Lorsqu’il est sur scène, les artisans du patrimoine gnaoui voient en Hassan Boussou la réincarnation de son père, décédé en 2007. A 42 ans, le charismatique maâlem, fils de Hmida Boussou – l’un des plus grands maîtres gnaouis qui ont marqué la deuxième moitié du XXe siècle –, porte son hérédité comme une médaille. « J’ai tout appris de lui », se contente-t-il de souffler avec nostalgie. Plongé dans les souvenirs d’une époque révolue, on imagine l’enfant qu’il fut, initié aux chant, guembri et tambour par le patriarche.

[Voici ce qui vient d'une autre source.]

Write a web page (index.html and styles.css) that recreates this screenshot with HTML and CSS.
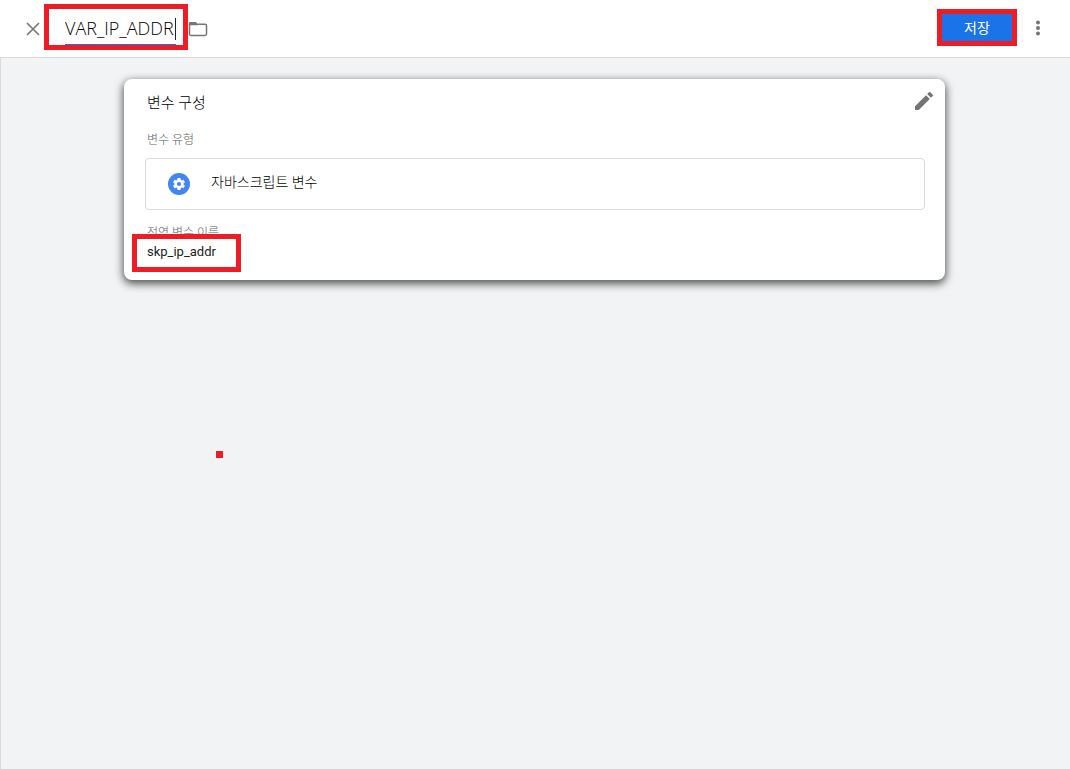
FILE: index.html
```html
<!DOCTYPE html>
<html lang="ko">
<head>
<meta charset="utf-8">
<title>변수 구성</title>
<link rel="stylesheet" href="styles.css">
</head>
<body>
<header class="topbar">
  <button class="icon-button" type="button" aria-label="닫기">
    <svg width="14" height="14" viewBox="0 0 14 14"><path d="M1 1L13 13M13 1L1 13" fill="none" stroke="#757575" stroke-width="1.6"/></svg>
  </button>
  <div class="name-field marked">
    <input class="name-input" type="text" value="VAR_IP_ADDR" aria-label="변수 이름">
    <span class="caret"></span>
  </div>
  <button class="icon-button" type="button" aria-label="폴더">
    <svg width="20" height="16" viewBox="0 0 20 16"><path d="M1.5 3.2V13a1.4 1.4 0 0 0 1.4 1.4h14.2a1.4 1.4 0 0 0 1.4-1.4V4.600a1.400 1.400 0 0 0-1.400-1.400H9.500" fill="none" stroke="#757575" stroke-width="1.500"/><path d="M.8 4.200V2.400A1.400 1.400 0 0 1 2.200 1H7.800L10 3.200V4.200Z" fill="#757575"/></svg>
  </button>
  <div class="save-wrap marked">
    <button class="save-button" type="button">저장</button>
  </div>
  <button class="icon-button" type="button" aria-label="더보기">
    <svg width="16" height="18" viewBox="0 0 16 18" fill="#757575"><circle cx="8" cy="2.500" r="2"/><circle cx="8" cy="8" r="2"/><circle cx="8" cy="13.500" r="2"/></svg>
  </button>
</header>
<main class="workspace">
  <section class="card">
    <div class="card-head">
      <h1 class="card-title">변수 구성</h1>
      <button class="icon-button" type="button" aria-label="수정">
        <svg width="24" height="24" viewBox="0 0 24 24" fill="#757575"><path d="M3 17.250V21h3.750L17.810 9.940l-3.750-3.750L3 17.250zM20.710 7.040a1 1 0 0 0 0-1.410l-2.340-2.340a1 1 0 0 0-1.410 0l-1.830 1.830 3.750 3.750 1.830-1.830z"/></svg>
      </button>
    </div>
    <p class="label">변수 유형</p>
    <div class="type-box">
      <svg width="22" height="22" viewBox="0 0 22 22"><circle cx="11" cy="11" r="11" fill="#4285f4"/><g transform="translate(3.800 3.800) scale(.6)"><path fill="#fff" d="M19.430 12.980c.04-.32.070-.64.070-.98s-.03-.66-.07-.98l2.110-1.650c.19-.15.240-.42.120-.64l-2-3.460c-.12-.22-.39-.3-.61-.22l-2.490 1c-.52-.4-1.080-.73-1.690-.98l-.38-2.650A.49.49 0 0 0 14 2h-4c-.25 0-.46.180-.49.420l-.38 2.650c-.61.250-1.170.590-1.690.980l-2.490-1c-.23-.09-.49 0-.61.220l-2 3.460c-.13.220-.07.490.120.640l2.110 1.650c-.04.320-.07.650-.07.980s.03.660.070.980l-2.110 1.650c-.19.150-.24.420-.12.640l2 3.460c.12.220.390.300.610.220l2.490-1c.52.400 1.080.730 1.690.980l.38 2.650c.03.240.240.420.490.420h4c.25 0 .46-.18.490-.42l.38-2.650c.61-.25 1.170-.59 1.690-.98l2.490 1c.23.090.490 0 .61-.22l2-3.460c.12-.22.070-.49-.12-.64l-2.110-1.650zM12 15.500a3.500 3.500 0 1 1 0-7 3.500 3.500 0 0 1 0 7z"/></g></svg>
      <span class="type-name">자바스크립트 변수</span>
    </div>
    <p class="label">전역 변수 이름</p>
    <div class="value marked">skp_ip_addr</div>
  </section>
  <span class="dot"></span>
</main>
</body>
</html>
```
FILE: styles.css
```css
* {
  box-sizing: border-box;
}

body {
  margin: 0;
  min-height: 100vh;
  display: flex;
  flex-direction: column;
  background: #f1f3f4;
  color: #212121;
  font-family: Roboto, "Noto Sans CJK KR", sans-serif;
  font-size: 14px;
}

button {
  font: inherit;
  border: 0;
  padding: 0;
  cursor: pointer;
}

.icon-button {
  display: flex;
  background: none;
}

/* Red annotation frame drawn over an element */
.marked {
  position: relative;
}

.marked::after {
  content: "";
  position: absolute;
  border: 5px solid #ee1c25;
  pointer-events: none;
}

.topbar {
  display: flex;
  align-items: center;
  height: 58px;
  padding: 0 24px 0 26px;
  background: #fff;
  border-bottom: 1px solid #dadada;
}

.name-field {
  width: 111px;
  margin: 0 12px 0 25px;
}

.name-field::after {
  inset: -8px -12px -4px -21px;
}

.name-input {
  display: block;
  width: 100%;
  height: 34px;
  padding: 0;
  border: 0;
  border-bottom: 2px solid #1a73e8;
  outline: 0;
  background: none;
  color: #000;
  font-family: "Open Sans", sans-serif;
  font-size: 18px;
  font-weight: 350;
}

.caret {
  position: absolute;
  top: 6px;
  right: 0;
  width: 1px;
  height: 22px;
  background: #212121;
}

.save-wrap {
  margin: 0 18px 2px auto;
}

.save-wrap::after {
  inset: -5px;
}

.save-button {
  display: block;
  width: 70px;
  height: 27px;
  padding-bottom: 2px;
  background: #1a73e8;
  color: #fff;
}

.workspace {
  position: relative;
  flex: 1;
  padding: 21px 125px 21px 123px;
  border-left: 1px solid #dadada;
}

.card {
  max-width: 821px;
  margin: 0 auto;
  padding: 10px 20px 18px 21px;
  background: #fff;
  border-radius: 8px;
  box-shadow: 0 3px 8px 1px rgba(0, 0, 0, 0.65);
}

.card-head {
  display: flex;
  align-items: center;
  justify-content: space-between;
  margin-right: -11px;
}

.card-title {
  margin: 0;
  padding: 4px 0 0 2px;
  color: #000;
  font-size: 15px;
  font-weight: 300;
  line-height: 20px;
}

.label {
  margin: 18px 0 9px;
  padding-left: 2px;
  color: #616161;
  font-size: 12px;
  font-weight: 300;
  line-height: 18px;
}

.type-box {
  display: flex;
  align-items: center;
  gap: 21px;
  height: 52px;
  padding: 0 22px;
  border: 1px solid #dadce0;
  border-radius: 4px;
}

.type-name {
  padding-bottom: 6px;
  color: #000;
  font-weight: 300;
}

.type-box + .label {
  margin: 14px 0 0;
}

.value {
  width: 80px;
  margin-left: 2px;
  font-size: 13px;
  line-height: 20px;
}

.value::after {
  inset: -8px -14px -10px -15px;
}

.dot {
  position: absolute;
  top: 393px;
  left: 215px;
  width: 7px;
  height: 7px;
  background: #ee1c25;
}
```
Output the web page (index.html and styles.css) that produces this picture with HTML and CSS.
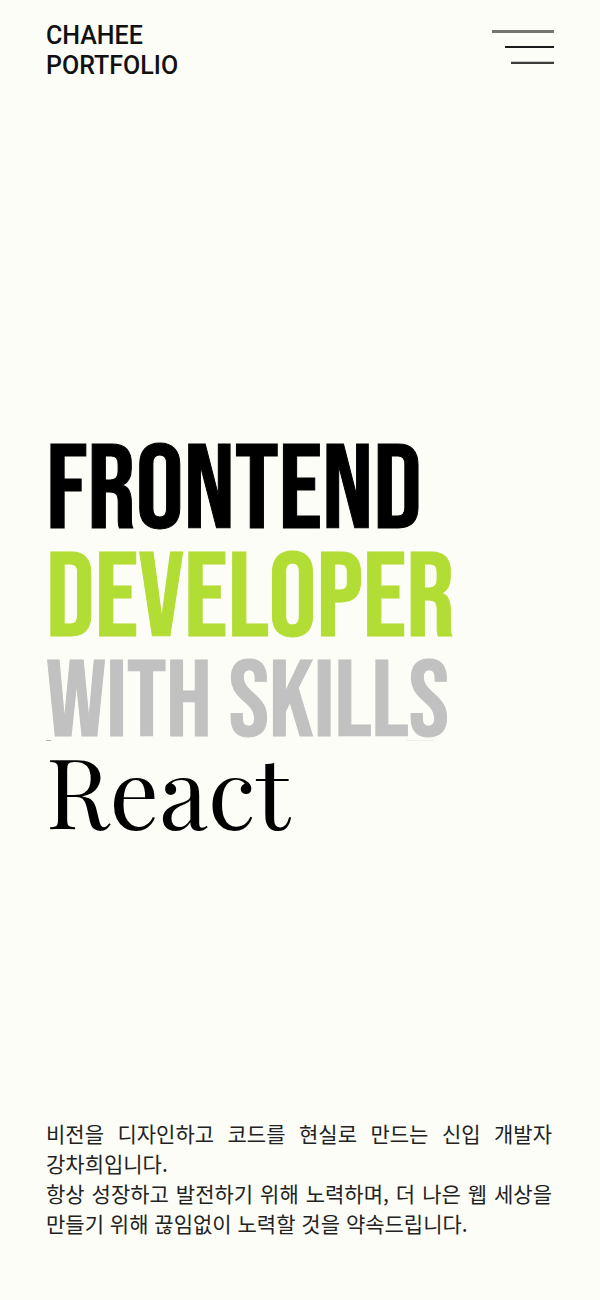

Son baptême gnaoui, il le célèbre à l’âge de 20 ans, en 1992, lorsqu’il intègre Boussou Ganga, troupe menée par son père jusqu’à son dernier souffle. Aujourd’hui, c’est Hassan qui dirige cet ultime héritage, qu’il décrit comme une « formation traditionnelle, qui respecte le style gnaoui marrakchi pur ». Boussou fils et sa troupe ne ratent jamais un pèlerinage à Moulay Ibrahim, Meknès ou Marrakech pour jouer lors des cérémonies rituelles, « moments importants dans une vie spirituelle et religieuse », confie-t-il.
Un travail d’archéologue
Conscient que les traditions musicales et religieuses gnaouies risquent de s’effacer peu à peu, Hassan Boussou n’hésite pas à se faire archéologue, à l’heure où certains plaident pour l’inscription de cette culture musicale comme patrimoine mondial immatériel. « Je fouille dans un réservoir très classique, fais des recherches sur le bambara arabisé, que je travaille pour chanter, sur les rythmes mandingues, et pioche dans les différents styles de gnaoua… », détaille le maâlem. Fruit de ce travail d’orfèvre, Dhikra, un album au nom évocateur, sorti en 2009 et auquel Boussou songe à donner une suite. « Il s’agit d’entretenir une mémoire globale de cette culture et de toutes ses composantes ». Il poursuit, l’air amusé : « Je suis aussi formé à l’abattage rituel gnaoui, très particulier. Gnaoui, c’est un tout, pas que de la musique ».
Un maâlem boucher
L’héritage paternel ne l’a pas confiné aux traditions pour autant. Hmida Boussou, Marrakchi, s’était installé à Casablanca, « grande ville dont le rythme et la diversité lui ont imposé un style autre que celui de la traditionnelle Marrakech », explique le musicologue Ahmed Aydoun. Dans la rupture, Boussou fils est donc fidèle à son père. A l’orée des années 2000, il s’installe en Europe, où il profite de ses « connaissances en abattage pour faire un peu le boucher », raconte-t-il. Il vit aujourd’hui à Lille, dans le nord de la France. « En ce sens, Hassan est un pionnier : peu de Gnaouis partent à l’étranger et exportent ainsi leur musique », commente son ami Karim Ziad, musicien et co-directeur artistique du Festival Gnaoua. C’est que Hassan Boussou est un habitué de l’événement souiri. Cette année, en plus d’assurer le concert d’ouverture aux côtés du violoniste français Didier Lockwood, le maâlem est monté sur la scène du vieux Borj pour une fusion avec l’artiste sénégalais Meta Dia et le joueur de ribab Foulane Bouhssine. Pour le fils de Hmida Boussou, « ce festival est un bon compromis. Un moment important qui permet de démocratiser notre musique et notre culture, de la faire connaître au plus grand nombre, sans trop la folkloriser ». Nomade, Boussou a promené son guembri aux quatre coins du monde. Multipliant les concerts, il fait figure d’ambassadeur de la musique gnaouie, mais pas seulement. Outre le Boussou Ganga, le maâlem joue la carte de la fusion avec le groupe Séwaryé, créé en France en 2003, et fait des incursions dans des styles contemporains avec le quator N’Jawazz. « J’ai tendance à rester dans les musiques africaines, noires, mais je m’ouvre quand même : jazz, blues, reggae et afrobeat… » Certes, la fusion lui demande un effort : « On ne peut plus rester un mystique, il faut devenir un artiste pour fusionner ». Mais selon Karim Ziad, il y excelle : « Il n’a pas besoin de beaucoup répéter pour fusionner. Tout simplement parce que c’est une personne généreuse et à l’écoute, dans la vie et dans la musique ».